THE SINGAPOREAN COMPOSERS SERIES
Teng Ensemble
Singapore Chinese Cultural Centre
Friday (24 May 2024)
This review was published in The Straits Times on 27 May 2024 with the title "Audio-visual spectacle for Teng Ensemble's 20th anniversary".
For its 20th anniversary celebrations, the Teng Ensemble – renowned for its slick and funky pop concerts performed on Chinese instruments – devoted an entire concert of works by Singaporean composers. There were altogether ten pieces, each backed by the sophisticated use of audio electronics and projected moving images. All this made for an exuberant aural and visual spectacle.
Teng Ensemble is a no-limits generator of ideas, always pushing the envelope and breaching boundaries. Whoever thought serious composers could countenance writing popular music? Or that jazz, pop and music production people would venture confidently into the classical realm? Teng Ensemble did and the results defied all expectations.
The concert opened with Kelly Tang’s Kallang Uproar, composed for the 2010 Youth Olympics. One will not find a more upbeat work, channeling Brazilian samba and reliving Singapore’s long-gone glory days of soccer. Just five players, on pipa, sheng, cello, electric guitar and cajon (percussion), was all that was needed for just a bit of nostalgia.
Erhu and guzheng joined in for 14-year-old composing prodigy Nathanael Koh’s Soaring, imagining an eagle’s celestial flight with the traditional sonata form coloured by a Malay kompang’s incessant beat. Just intoxicating.
Soul Dot SG is a music production collective of three artists, whose Empowered was supposedly infused with K-pop, but sounded far more than that. Was this a fusion with Middle Eastern and Indo-Malay influences as well?
Erhu and cello dominated the melodic lines in George Leong’s entertaining Oriental Psyche, with hip hop rhythms that radiated inner city vibes.
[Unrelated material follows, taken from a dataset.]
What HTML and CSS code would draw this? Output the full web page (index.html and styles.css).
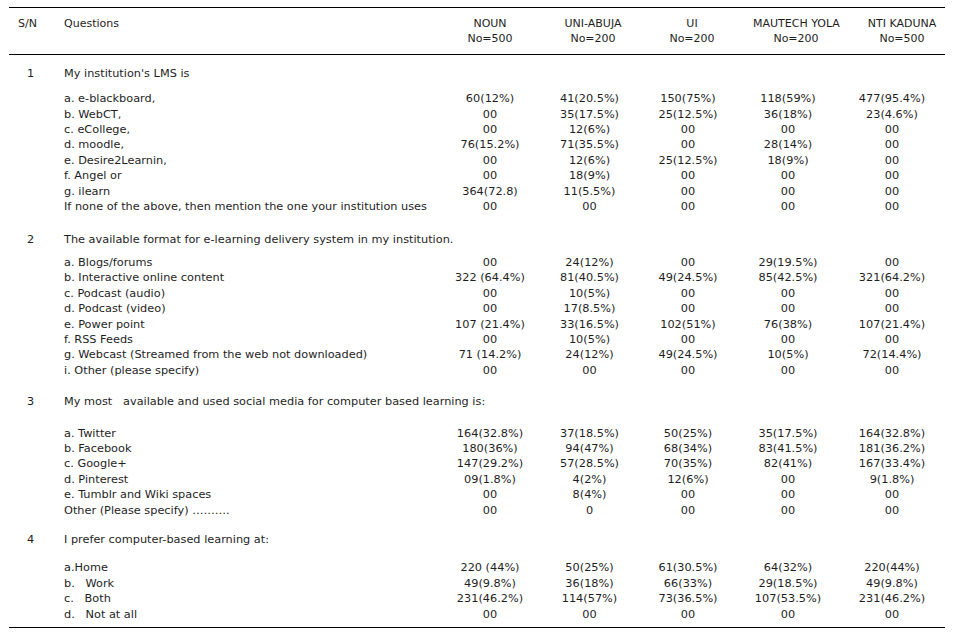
FILE: index.html
```html
<!DOCTYPE html>
<html lang="en">
<head>
<meta charset="utf-8">
<title>Survey table</title>
<link rel="stylesheet" href="styles.css">
</head>
<body>
<table class="survey">
  <colgroup>
    <col class="c-sn"><col class="c-q"><col class="c-1"><col class="c-2"><col class="c-3"><col class="c-4"><col class="c-5">
  </colgroup>
  <thead>
    <tr>
      <th class="sn">S/N</th>
      <th class="q">Questions</th>
      <th class="h1">NOUN<br>No=500</th>
      <th class="h2">UNI-ABUJA<br>No=200</th>
      <th class="h3">UI<br>No=200</th>
      <th class="h4">MAUTECH YOLA<br>No=200</th>
      <th class="h5">NTI KADUNA<br>No=500</th>
    </tr>
  </thead>
  <tbody class="g1">
    <tr class="qrow"><td class="sn">1</td><td class="q" colspan="6">My institution's LMS is</td></tr>
    <tr><td></td><td class="q">a. e-blackboard,</td><td>60(12%)</td><td>41(20.5%)</td><td>150(75%)</td><td>118(59%)</td><td>477(95.4%)</td></tr>
    <tr><td></td><td class="q">b. WebCT,</td><td>00</td><td>35(17.5%)</td><td>25(12.5%)</td><td>36(18%)</td><td>23(4.6%)</td></tr>
    <tr><td></td><td class="q">c. eCollege,</td><td>00</td><td>12(6%)</td><td>00</td><td>00</td><td>00</td></tr>
    <tr><td></td><td class="q">d. moodle,</td><td>76(15.2%)</td><td>71(35.5%)</td><td>00</td><td>28(14%)</td><td>00</td></tr>
    <tr><td></td><td class="q">e. Desire2Learnin,</td><td>00</td><td>12(6%)</td><td>25(12.5%)</td><td>18(9%)</td><td>00</td></tr>
    <tr><td></td><td class="q">f. Angel or</td><td>00</td><td>18(9%)</td><td>00</td><td>00</td><td>00</td></tr>
    <tr><td></td><td class="q">g. ilearn</td><td>364(72.8)</td><td>11(5.5%)</td><td>00</td><td>00</td><td>00</td></tr>
    <tr><td></td><td class="q">If none of the above, then mention the one your institution uses</td><td>00</td><td>00</td><td>00</td><td>00</td><td>00</td></tr>
  </tbody>
  <tbody class="g2">
    <tr class="qrow"><td class="sn">2</td><td class="q" colspan="6">The available format for e-learning delivery system in my institution.</td></tr>
    <tr><td></td><td class="q">a. Blogs/forums</td><td>00</td><td>24(12%)</td><td>00</td><td>29(19.5%)</td><td>00</td></tr>
    <tr><td></td><td class="q">b. Interactive online content</td><td>322 (64.4%)</td><td>81(40.5%)</td><td>49(24.5%)</td><td>85(42.5%)</td><td>321(64.2%)</td></tr>
    <tr><td></td><td class="q">c. Podcast (audio)</td><td>00</td><td>10(5%)</td><td>00</td><td>00</td><td>00</td></tr>
    <tr><td></td><td class="q">d. Podcast (video)</td><td>00</td><td>17(8.5%)</td><td>00</td><td>00</td><td>00</td></tr>
    <tr><td></td><td class="q">e. Power point</td><td>107 (21.4%)</td><td>33(16.5%)</td><td>102(51%)</td><td>76(38%)</td><td>107(21.4%)</td></tr>
    <tr><td></td><td class="q">f. RSS Feeds</td><td>00</td><td>10(5%)</td><td>00</td><td>00</td><td>00</td></tr>
    <tr><td></td><td class="q">g. Webcast (Streamed from the web not downloaded)</td><td>71 (14.2%)</td><td>24(12%)</td><td>49(24.5%)</td><td>10(5%)</td><td>72(14.4%)</td></tr>
    <tr><td></td><td class="q">i. Other (please specify)</td><td>00</td><td>00</td><td>00</td><td>00</td><td>00</td></tr>
  </tbody>
  <tbody class="g3">
    <tr class="qrow"><td class="sn">3</td><td class="q" colspan="6">My most&nbsp;&nbsp;&nbsp;available and used social media for computer based learning is:</td></tr>
    <tr><td></td><td class="q">a. Twitter</td><td>164(32.8%)</td><td>37(18.5%)</td><td>50(25%)</td><td>35(17.5%)</td><td>164(32.8%)</td></tr>
    <tr><td></td><td class="q">b. Facebook</td><td>180(36%)</td><td>94(47%)</td><td>68(34%)</td><td>83(41.5%)</td><td>181(36.2%)</td></tr>
    <tr><td></td><td class="q">c. Google+</td><td>147(29.2%)</td><td>57(28.5%)</td><td>70(35%)</td><td>82(41%)</td><td>167(33.4%)</td></tr>
    <tr><td></td><td class="q">d. Pinterest</td><td>09(1.8%)</td><td>4(2%)</td><td>12(6%)</td><td>00</td><td>9(1.8%)</td></tr>
    <tr><td></td><td class="q">e. Tumblr and Wiki spaces</td><td>00</td><td>8(4%)</td><td>00</td><td>00</td><td>00</td></tr>
    <tr><td></td><td class="q">Other (Please specify) ……….</td><td>00</td><td>0</td><td>00</td><td>00</td><td>00</td></tr>
  </tbody>
  <tbody class="g4">
    <tr class="qrow"><td class="sn">4</td><td class="q" colspan="6">I prefer computer-based learning at:</td></tr>
    <tr><td></td><td class="q">a.Home</td><td>220 (44%)</td><td>50(25%)</td><td>61(30.5%)</td><td>64(32%)</td><td>220(44%)</td></tr>
    <tr><td></td><td class="q">b.&nbsp;&nbsp;&nbsp;Work</td><td>49(9.8%)</td><td>36(18%)</td><td>66(33%)</td><td>29(18.5%)</td><td>49(9.8%)</td></tr>
    <tr><td></td><td class="q">c.&nbsp;&nbsp;&nbsp;Both</td><td>231(46.2%)</td><td>114(57%)</td><td>73(36.5%)</td><td>107(53.5%)</td><td>231(46.2%)</td></tr>
    <tr class="last"><td></td><td class="q">d.&nbsp;&nbsp;&nbsp;Not at all</td><td>00</td><td>00</td><td>00</td><td>00</td><td>00</td></tr>
  </tbody>
</table>
</body>
</html>
```

FILE: styles.css
```css
html, body {
  margin: 0;
  padding: 0;
  background: #ffffff;
}

body {
  padding: 7px 0 0 9px;
  font-family: "DejaVu Sans", "Liberation Sans", sans-serif;
  font-size: 11.3px;
  color: #1e1e1e;
}

.survey {
  width: 936px;
  border-collapse: collapse;
  table-layout: fixed;
  line-height: 15.4px;
}

.c-sn { width: 55px; }
.c-q { width: 376px; }
.c-1 { width: 100px; }
.c-2 { width: 99px; }
.c-3 { width: 98px; }
.c-4 { width: 102px; }
.c-5 { width: 106px; }

.survey th,
.survey td {
  padding: 0;
  text-align: center;
  white-space: nowrap;
  vertical-align: top;
}

.survey th {
  font-weight: normal;
  font-size: 11px;
}

.survey thead tr {
  border-top: 1px solid #000;
  border-bottom: 1px solid #000;
}

.survey thead th {
  padding-top: 8px;
  padding-bottom: 7px;
}

.survey thead .h1 { padding-left: 0; }
.survey thead .h2 { padding-left: 7px; }
.survey thead .h3 { padding-left: 8px; }
.survey thead .h4 { padding-left: 16px; }
.survey thead .h5 { padding-left: 20px; }

.survey .sn {
  text-align: left;
  padding-left: 18px;
}

.survey thead .sn {
  padding-left: 9px;
}

.survey .q {
  text-align: left;
}

.g1 .qrow td { padding-top: 11px; padding-bottom: 10px; }
.g2 .qrow td { padding-top: 18px; padding-bottom: 7px; }
.g3 .qrow td { padding-top: 16px; padding-bottom: 16px; }
.g4 .qrow td { padding-top: 14px; padding-bottom: 13px; }

.survey tr.last td {
  padding-bottom: 5px;
}

.survey tbody.g4 {
  border-bottom: 1px solid #000;
}
```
Evan Low’s Concrete Jungle was a local variation of the traditional railway genre piece, with the rolling rhythm of MRT trains accompanied by stunning time-lapse photography.
The concert’s third chapter entered terra incognita with the evening’s most modern sounding music. Phoon Yu’s A Transi For The Common Man opened with solo pipa, then erupting into fugue-like counterpoint (with more in common with Aaron Copland than J.S.Bach) before closing with the pipa’s return.
Koh Cheng Jin’s A.I.Funk went even further by being an atonal passacaglia. With quasi-improvisational flourishes built on a rhythmic ground bass, it sounded surprisingly approachable. With borders between old and new, East and West, classical and pop, being irreversibly blurred, Chok Kerong’s breezy musical odyssey titled Seafarer, sandwiched between Phoon and Koh, claimed a happy middle ground.
The final group of pieces employed the largest number of players, twelve in the case of Bang Wenfu’s The Nine Suns, a cinematic score inspired by Louis Cha’s wuxia (martial arts) novels. Heroic and pugilistic in most part, this is music of flexed muscles and stretched sinews.
Teng’s co-founders Samuel Wong (pipa) and Yang Ji Wei (sheng) made the ensemble 14-strong, uniting three generations of musicians in Chow Junyi, Joel Nah and Wong’s Harmony. This final work shoe-horned old local and classic tunes like Jinkli Nona, Suriram, Xiao Bai Chuan (Little White Boat) and Han Tian Lei (Thunder In Drought) into a glorious symphonic summation.